AMD have seen their GPU shipments increase by nearly 35% over this year, thanks to their Polaris-based graphics cards selling well. But that hasn’t translated into an increased market share – according to the latest Steam Hardware Survey it’s actually going in the opposite direction. Since last November AMD’s market share on Steam has dropped from 26.3% to 23.5%. That paints a pretty dismal picture for their GPUs and part of that is down to AMD’s software legacy.
“Why do you care about software? The number one reason is performance,” Makedon explained to us at the recent Crimson ReLive unveiling. “Stability is the unwritten rule. A decade ago we had issues with our stability and we would have game crashes and we lost a lot of customers because of that. So that’s why we kinda focused on stability as job one.”
Those decade-old issues still stick in the minds of PC gamers. When I went live with our testing of the Crimson ReLive software update, for example, we received comments via social media still reflecting a general distrust of AMD’s drivers.
“Stability is something we need to nail, we need to control,” Makedon continued. “And by stability I mean when a game comes out not only are we highly optimised for it in terms of performance but we’ve tested the shit out of it and we know there’s no stability issue.”
“Performance was always kinda there but in the last two years I have seen our stability drastically increase, and the main point of that is the user satisfaction ratings.
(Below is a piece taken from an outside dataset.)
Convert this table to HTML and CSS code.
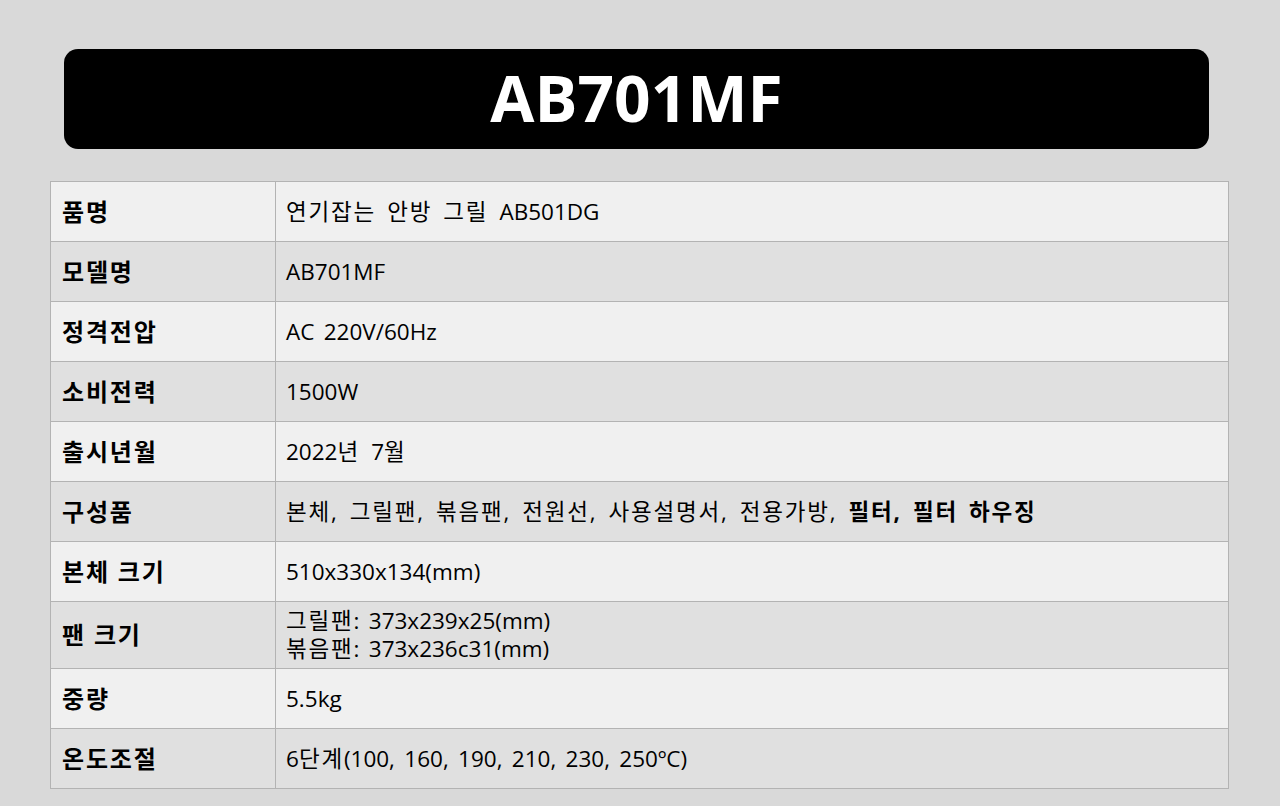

So I go on forums all the time and I constantly see the comments of “AMD drivers suck!” And the truth of the matter is that’s an Nvidia user that hasn’t touched our stuff for five to ten years.”
People actually using AMD’s driver software right now seem to be loving it. They give you the opportunity to have your say about the Radeon Settings application, and the software behind it, and it’s got a pretty unprecedented 4.5 out of 5 user approval rating, from around 85 million downloads. That’s good going for a company whose drivers are apparently so rubbish.
“I’ve never given any company a five because if you give a company a five that means you’ve done everything you can, don’t worry about it, you don’t need to improve,” said Makedon. “It’s really coming through from our users a 4.5 out of 5. I’m blown away.”
And when there are issues with driver support for new games AMD’s software team are on it in a flash. “We can get a hotfix out in one or two days,” said Makedon. “If it’s catastrophic, if it’s a bluescreen in a popular game, we’ll have a fix out in a few hours.”
Given that 57% of all gamers, PC and console combined, are using Radeon graphics silicon – and hence their driver stacks – they must be doing something right. But what are your experiences with AMD’s driver software, do they get a 4.5 out of 5 score from you?